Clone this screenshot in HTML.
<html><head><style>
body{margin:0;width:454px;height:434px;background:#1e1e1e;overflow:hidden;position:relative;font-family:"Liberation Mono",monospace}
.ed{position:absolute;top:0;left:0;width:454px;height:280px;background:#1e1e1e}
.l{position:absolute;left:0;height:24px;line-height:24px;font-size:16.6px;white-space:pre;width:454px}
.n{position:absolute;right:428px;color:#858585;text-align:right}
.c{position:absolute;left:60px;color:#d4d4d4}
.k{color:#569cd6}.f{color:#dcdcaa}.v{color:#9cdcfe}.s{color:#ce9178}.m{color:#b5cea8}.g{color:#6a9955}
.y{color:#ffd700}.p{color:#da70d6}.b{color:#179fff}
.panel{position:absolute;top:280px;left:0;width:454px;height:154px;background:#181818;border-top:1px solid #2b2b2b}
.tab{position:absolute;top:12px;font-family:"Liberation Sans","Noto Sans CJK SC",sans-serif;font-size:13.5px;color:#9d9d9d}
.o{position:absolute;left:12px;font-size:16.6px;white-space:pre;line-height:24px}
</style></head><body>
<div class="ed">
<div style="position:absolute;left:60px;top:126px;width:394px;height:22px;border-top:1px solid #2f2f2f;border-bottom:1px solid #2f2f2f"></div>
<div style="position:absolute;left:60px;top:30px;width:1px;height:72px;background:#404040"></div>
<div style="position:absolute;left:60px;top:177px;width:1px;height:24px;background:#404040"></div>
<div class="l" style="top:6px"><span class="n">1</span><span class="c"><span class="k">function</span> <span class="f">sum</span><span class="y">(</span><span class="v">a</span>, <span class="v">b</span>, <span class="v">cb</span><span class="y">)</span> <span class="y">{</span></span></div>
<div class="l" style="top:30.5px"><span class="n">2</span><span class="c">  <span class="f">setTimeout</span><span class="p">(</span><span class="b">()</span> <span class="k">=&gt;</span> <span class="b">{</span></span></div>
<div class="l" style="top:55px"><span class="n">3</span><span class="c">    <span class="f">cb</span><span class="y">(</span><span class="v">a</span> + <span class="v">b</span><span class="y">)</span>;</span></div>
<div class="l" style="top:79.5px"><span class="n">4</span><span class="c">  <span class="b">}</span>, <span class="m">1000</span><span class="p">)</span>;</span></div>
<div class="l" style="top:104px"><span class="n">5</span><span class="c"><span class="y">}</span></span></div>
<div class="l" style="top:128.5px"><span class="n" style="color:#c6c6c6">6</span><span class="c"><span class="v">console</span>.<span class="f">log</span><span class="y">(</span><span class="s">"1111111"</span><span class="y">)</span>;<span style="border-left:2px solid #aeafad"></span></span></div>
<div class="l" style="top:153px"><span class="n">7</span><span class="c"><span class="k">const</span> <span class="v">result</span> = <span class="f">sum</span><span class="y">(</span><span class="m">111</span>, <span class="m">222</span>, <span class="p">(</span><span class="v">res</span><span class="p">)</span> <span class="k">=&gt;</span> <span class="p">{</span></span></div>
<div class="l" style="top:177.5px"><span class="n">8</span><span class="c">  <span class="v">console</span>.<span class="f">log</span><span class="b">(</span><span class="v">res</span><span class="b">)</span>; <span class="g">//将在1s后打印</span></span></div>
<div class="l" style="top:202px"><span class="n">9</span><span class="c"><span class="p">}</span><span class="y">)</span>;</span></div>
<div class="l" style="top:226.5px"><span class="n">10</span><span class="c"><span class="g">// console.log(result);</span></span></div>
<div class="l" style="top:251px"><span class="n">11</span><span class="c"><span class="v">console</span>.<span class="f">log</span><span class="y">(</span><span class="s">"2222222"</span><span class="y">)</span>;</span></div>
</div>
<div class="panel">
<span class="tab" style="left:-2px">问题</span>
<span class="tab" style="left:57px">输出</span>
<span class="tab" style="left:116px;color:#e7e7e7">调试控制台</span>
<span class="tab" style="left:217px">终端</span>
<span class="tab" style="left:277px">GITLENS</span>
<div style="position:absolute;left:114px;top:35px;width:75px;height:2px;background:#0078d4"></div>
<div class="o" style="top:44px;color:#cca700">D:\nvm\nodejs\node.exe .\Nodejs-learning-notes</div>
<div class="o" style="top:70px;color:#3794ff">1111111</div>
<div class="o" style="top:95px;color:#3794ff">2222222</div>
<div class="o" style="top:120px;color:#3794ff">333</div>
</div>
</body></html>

┄┄┄┄┄┄

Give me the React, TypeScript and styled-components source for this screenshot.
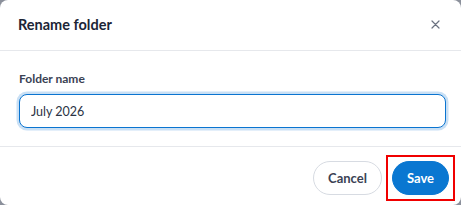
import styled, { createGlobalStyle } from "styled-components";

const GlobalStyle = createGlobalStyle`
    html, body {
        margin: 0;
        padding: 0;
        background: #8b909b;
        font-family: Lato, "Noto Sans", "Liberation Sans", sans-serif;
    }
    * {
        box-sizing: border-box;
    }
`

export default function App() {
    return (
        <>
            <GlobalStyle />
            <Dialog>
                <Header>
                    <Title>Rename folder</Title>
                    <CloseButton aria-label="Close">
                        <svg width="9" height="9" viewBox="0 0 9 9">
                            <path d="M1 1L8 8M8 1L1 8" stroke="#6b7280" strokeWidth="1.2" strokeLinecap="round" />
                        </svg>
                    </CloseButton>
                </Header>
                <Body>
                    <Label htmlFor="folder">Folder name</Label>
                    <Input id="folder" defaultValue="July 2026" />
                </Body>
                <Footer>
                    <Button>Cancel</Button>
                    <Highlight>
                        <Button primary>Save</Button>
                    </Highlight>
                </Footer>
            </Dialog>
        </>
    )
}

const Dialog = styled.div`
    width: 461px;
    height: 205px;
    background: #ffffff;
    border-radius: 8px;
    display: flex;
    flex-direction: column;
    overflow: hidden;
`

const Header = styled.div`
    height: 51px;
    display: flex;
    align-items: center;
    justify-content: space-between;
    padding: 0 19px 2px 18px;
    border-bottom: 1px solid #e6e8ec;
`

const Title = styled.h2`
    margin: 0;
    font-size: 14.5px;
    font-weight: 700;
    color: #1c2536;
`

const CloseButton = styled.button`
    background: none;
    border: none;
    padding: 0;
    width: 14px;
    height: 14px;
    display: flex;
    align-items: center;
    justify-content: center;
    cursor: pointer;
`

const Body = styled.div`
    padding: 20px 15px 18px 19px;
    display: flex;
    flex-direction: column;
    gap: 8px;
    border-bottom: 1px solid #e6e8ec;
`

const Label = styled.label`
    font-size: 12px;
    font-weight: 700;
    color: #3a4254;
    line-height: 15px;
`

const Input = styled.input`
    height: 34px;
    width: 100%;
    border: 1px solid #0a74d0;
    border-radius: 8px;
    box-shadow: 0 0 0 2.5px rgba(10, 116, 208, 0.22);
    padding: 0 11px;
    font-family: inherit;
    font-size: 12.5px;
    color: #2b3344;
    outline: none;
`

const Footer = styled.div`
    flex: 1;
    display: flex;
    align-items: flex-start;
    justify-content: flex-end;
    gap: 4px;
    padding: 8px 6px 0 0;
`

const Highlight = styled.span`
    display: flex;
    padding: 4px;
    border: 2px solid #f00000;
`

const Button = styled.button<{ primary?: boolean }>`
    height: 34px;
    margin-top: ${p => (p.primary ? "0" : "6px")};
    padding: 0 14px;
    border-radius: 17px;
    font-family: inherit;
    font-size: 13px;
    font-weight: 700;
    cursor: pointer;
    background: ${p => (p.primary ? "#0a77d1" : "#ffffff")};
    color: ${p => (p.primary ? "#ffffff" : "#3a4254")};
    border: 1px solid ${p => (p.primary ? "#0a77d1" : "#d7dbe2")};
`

┄┄┄┄┄┄

* _What you need to do_
Determine how many lines in the records contain "this", and reply with the number only.

* _Finished task_
2